Таблетки были предъявлены вместе со стаканом воды. Карина послушно выпила их, потом позволила довести себя до постели. Тетя заботливо подоткнула по краям покрывало, пожелала приятных снов…

Что-то тут происходило не то. Не то и не так, но у Хрийз не хватало ума постичь происходящее. Слишком мало она пока видела, чтобы делать какие-то выводы.

— Она правда меня любит, — тихим сонным голосом выговорила Карина. — И я люблю ее… Но она психиатру моему верит, а он — упырь в белом халате, я так думаю. Почему мне так плохо от его лечения? Должно же быть наоборот… наоборот…

Девочка уснула. Хрийз осторожно присела на кровать, в ногах.

Врач-упырь, говорите? Одного такого знаем. Но — он хирург… И никогда не стал бы маскировать исполнение своего долга Проводника стихии Смерти под лечение.

Сумерки сменились бархатной чернотой ночи. “Спа-ать пора, спа-ать пора”, — выводили долгой трелью садовые насекомые.

А из окна потянуло вдруг знакомой, промозглой и затхлой тьмой.

Сквозь ветви старых, с детства знакомых груш, лился холодный, серебристый свет полной Луны. Ветра не было, стояла прохладная тишина, наполненная запахами цветущего шиповника, все же шиповника… наверное, здесь сейчас май… Хрийз помнила, где растет тот шиповник. На заднем дворе, на улице. А ещё должна бы уже цвести магнолия, или не должна?

Лунный свет обволакивал призрачным сиянием руку. Хрийз смотрела на собственные пальцы, слабо мерцающие в темноте, и не верила, не верила, не верила. Это — сон, это морок какой-то, этого не может быть, потому что не может быть никогда!

Призраков не существует!

“Да ладно”, — хмыкнула в ответ на ее мысли тьма. — “На себя-то посмотри!”

— Ты кто? — гневно спросила Хрийз, выпрямляясь.

Она не чувствовала в себе ни грамма призрачности. Обоняние, осязание, слух — все осталось при ней. Кроме боли, пожалуй. Если резко ударить рукой по стене, кисть легко войдет в стену, а потом с той же легкостью выйдет, и все. Как будто стена — мираж, иллюзия, магическая голограмма.
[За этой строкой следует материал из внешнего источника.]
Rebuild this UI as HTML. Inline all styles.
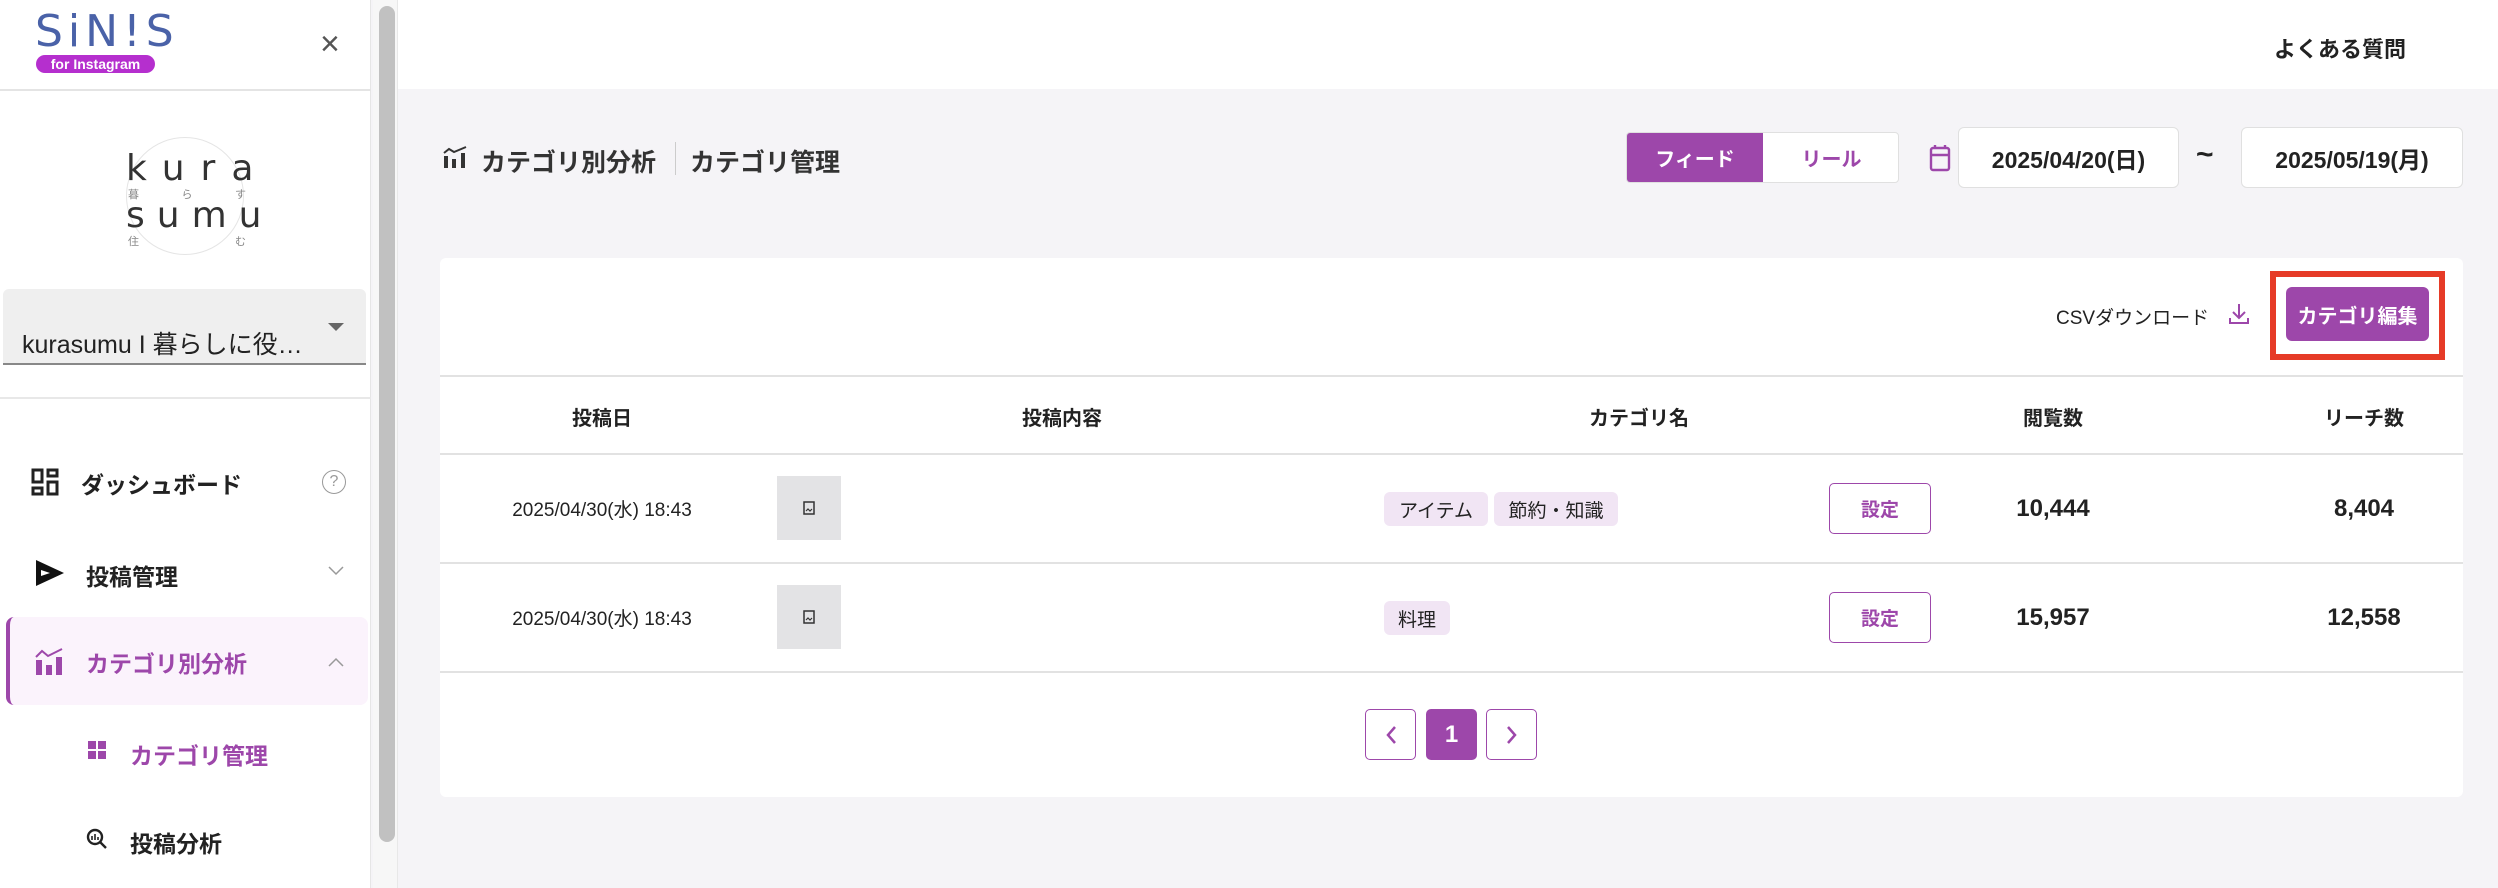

“Это ты — голограмма”, — издевалась тьма, таившаяся под каждым кустиком ночного сада. — “Это ты — мираж. Не маг Жизни, но иллюзия жизни”.

— Ты кто? — повторила Хрийз вопрос. — Покажись!

“Не сейчас. Сейчас ещё рано. Потом. Потом, когда ослабеешь. Потом поговорим.”

— Сейчас! — резко потребовала Хрийз. — Я приказываю: сейчас.

“Приказывай”, — глумилась тьма, отступая, уползая куда-то вдаль, где клубились багровые тучи и шла сухая, без единой дождинки гроза: — “Приказывай!”

— Стой, гадина! — крикнула Хрийз. — Стой! Не договорили еще!

“Потом”, — пришел ответный, ослабленный расстоянием вздох. — “Потом…”

Сад опустел. Магическое присутствие пожелавшего остаться безликим врага растворилось в бархате южной ночи без остатка. Теперь это была просто ночь, с Луной и запахами цветущего шиповника.